**Task brief:**
Transcribe the stretch of entries below from the line with "Output the component" through the line with "const gradeWidths = ['w-[145px]', 'w-[239px]'];", exactly and with both ends included; leave out all other lines.

Source data

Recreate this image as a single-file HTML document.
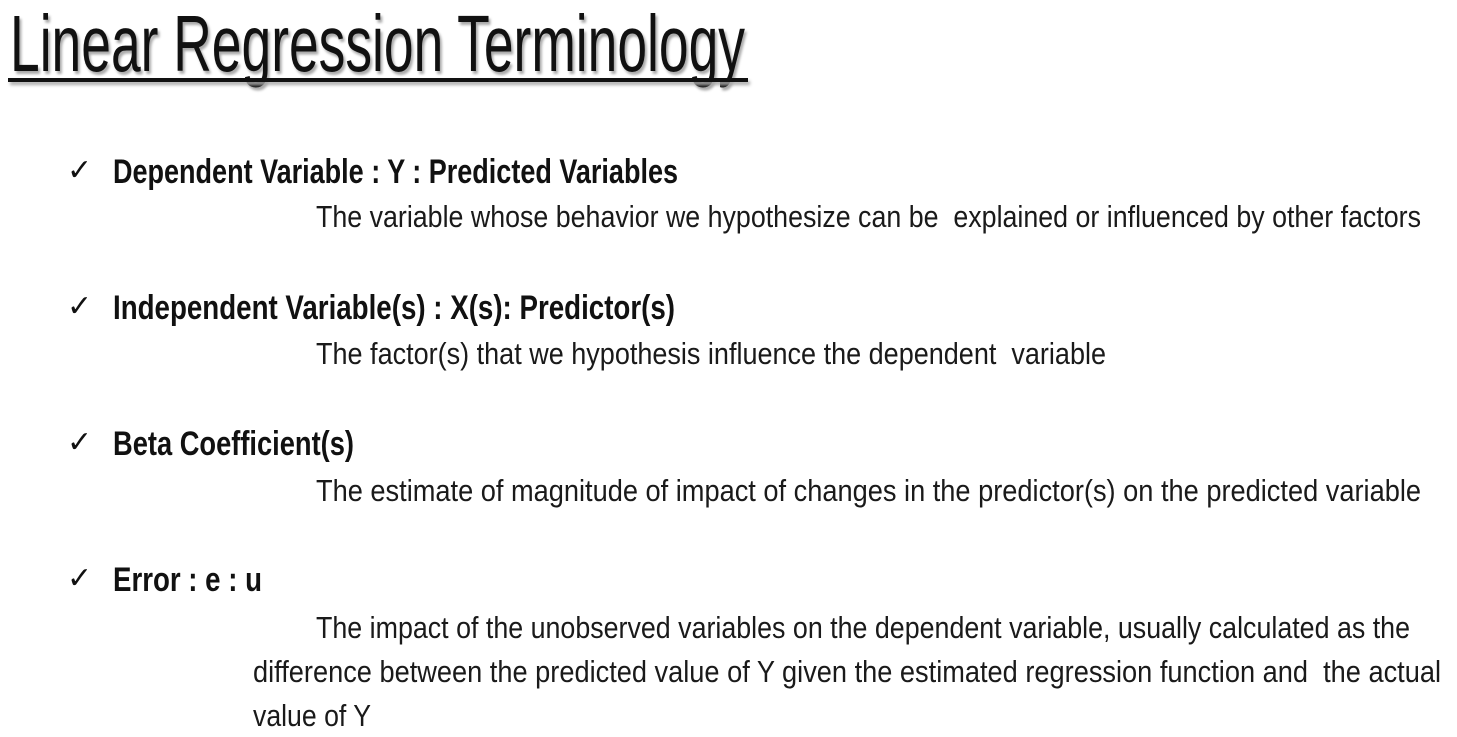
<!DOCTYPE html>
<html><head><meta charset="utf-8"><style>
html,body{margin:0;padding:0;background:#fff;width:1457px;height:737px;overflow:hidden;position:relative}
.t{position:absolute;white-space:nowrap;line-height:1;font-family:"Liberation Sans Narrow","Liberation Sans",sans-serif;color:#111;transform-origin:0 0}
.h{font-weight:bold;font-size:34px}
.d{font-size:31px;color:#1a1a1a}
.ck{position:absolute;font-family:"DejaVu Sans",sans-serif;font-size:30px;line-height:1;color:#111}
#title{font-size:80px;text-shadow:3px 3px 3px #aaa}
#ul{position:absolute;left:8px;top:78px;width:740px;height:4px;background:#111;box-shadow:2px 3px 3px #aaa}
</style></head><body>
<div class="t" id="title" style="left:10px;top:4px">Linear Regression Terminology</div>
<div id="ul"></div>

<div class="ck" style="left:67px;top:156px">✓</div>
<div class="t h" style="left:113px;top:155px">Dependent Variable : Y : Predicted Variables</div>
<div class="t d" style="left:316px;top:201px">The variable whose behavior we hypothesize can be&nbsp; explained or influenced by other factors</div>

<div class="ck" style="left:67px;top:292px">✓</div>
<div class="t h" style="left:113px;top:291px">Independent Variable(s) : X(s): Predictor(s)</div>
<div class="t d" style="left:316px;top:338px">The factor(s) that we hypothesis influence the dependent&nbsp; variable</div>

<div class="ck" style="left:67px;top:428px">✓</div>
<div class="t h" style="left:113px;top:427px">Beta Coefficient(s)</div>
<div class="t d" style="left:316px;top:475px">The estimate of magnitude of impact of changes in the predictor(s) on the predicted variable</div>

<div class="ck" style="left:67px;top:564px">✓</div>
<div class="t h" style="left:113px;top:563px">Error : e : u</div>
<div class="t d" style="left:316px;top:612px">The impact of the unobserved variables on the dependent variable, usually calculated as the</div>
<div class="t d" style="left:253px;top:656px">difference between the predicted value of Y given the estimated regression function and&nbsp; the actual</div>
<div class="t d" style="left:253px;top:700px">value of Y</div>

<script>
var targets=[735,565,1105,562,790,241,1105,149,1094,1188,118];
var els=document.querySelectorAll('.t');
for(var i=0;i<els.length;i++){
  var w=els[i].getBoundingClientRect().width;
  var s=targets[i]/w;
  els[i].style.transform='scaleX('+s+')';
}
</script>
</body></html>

---

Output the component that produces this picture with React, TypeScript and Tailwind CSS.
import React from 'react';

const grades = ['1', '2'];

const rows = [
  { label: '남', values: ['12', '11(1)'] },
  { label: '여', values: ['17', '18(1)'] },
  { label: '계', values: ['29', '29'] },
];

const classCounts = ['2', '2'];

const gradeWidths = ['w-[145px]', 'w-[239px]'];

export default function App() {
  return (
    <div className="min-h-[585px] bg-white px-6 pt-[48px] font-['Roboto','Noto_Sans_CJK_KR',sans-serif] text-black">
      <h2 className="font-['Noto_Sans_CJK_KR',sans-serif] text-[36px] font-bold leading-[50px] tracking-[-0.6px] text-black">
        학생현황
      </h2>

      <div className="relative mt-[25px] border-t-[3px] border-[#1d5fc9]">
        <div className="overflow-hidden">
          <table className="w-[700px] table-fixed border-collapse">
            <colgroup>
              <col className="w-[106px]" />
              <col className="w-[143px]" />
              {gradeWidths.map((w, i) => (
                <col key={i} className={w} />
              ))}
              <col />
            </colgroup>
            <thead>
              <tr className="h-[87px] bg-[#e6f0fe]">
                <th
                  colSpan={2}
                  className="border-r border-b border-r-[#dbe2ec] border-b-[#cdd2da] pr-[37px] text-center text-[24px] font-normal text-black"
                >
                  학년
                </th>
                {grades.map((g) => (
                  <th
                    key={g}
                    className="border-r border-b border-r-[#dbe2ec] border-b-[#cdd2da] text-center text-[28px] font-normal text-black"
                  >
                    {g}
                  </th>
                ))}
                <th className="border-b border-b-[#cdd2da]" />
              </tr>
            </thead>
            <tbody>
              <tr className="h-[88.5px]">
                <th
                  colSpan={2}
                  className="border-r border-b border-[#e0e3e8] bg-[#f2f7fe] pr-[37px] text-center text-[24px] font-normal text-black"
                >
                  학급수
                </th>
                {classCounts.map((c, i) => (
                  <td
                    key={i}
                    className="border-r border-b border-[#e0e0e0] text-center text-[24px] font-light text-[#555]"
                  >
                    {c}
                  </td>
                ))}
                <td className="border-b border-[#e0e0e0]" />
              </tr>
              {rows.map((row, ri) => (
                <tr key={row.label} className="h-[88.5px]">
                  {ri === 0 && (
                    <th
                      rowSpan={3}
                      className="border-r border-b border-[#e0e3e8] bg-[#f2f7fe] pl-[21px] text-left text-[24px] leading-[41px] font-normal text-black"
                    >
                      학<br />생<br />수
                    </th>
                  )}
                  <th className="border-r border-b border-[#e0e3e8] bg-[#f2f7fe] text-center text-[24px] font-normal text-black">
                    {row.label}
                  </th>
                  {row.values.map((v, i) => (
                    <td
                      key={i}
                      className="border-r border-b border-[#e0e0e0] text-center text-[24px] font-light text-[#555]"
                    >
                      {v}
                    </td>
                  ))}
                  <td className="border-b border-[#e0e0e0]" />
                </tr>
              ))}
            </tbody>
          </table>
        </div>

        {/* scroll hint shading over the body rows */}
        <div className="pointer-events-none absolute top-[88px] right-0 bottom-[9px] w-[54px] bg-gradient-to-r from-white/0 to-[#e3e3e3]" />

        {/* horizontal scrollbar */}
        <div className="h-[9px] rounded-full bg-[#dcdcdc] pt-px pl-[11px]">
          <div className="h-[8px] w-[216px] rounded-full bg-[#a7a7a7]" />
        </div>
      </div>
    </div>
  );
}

**Result of the exercise:**
Output the component that produces this picture with React, TypeScript and Tailwind CSS.
import React from 'react';

const grades = ['1', '2'];

const rows = [
  { label: '남', values: ['12', '11(1)'] },
  { label: '여', values: ['17', '18(1)'] },
  { label: '계', values: ['29', '29'] },
];

const classCounts = ['2', '2'];

const gradeWidths = ['w-[145px]', 'w-[239px]'];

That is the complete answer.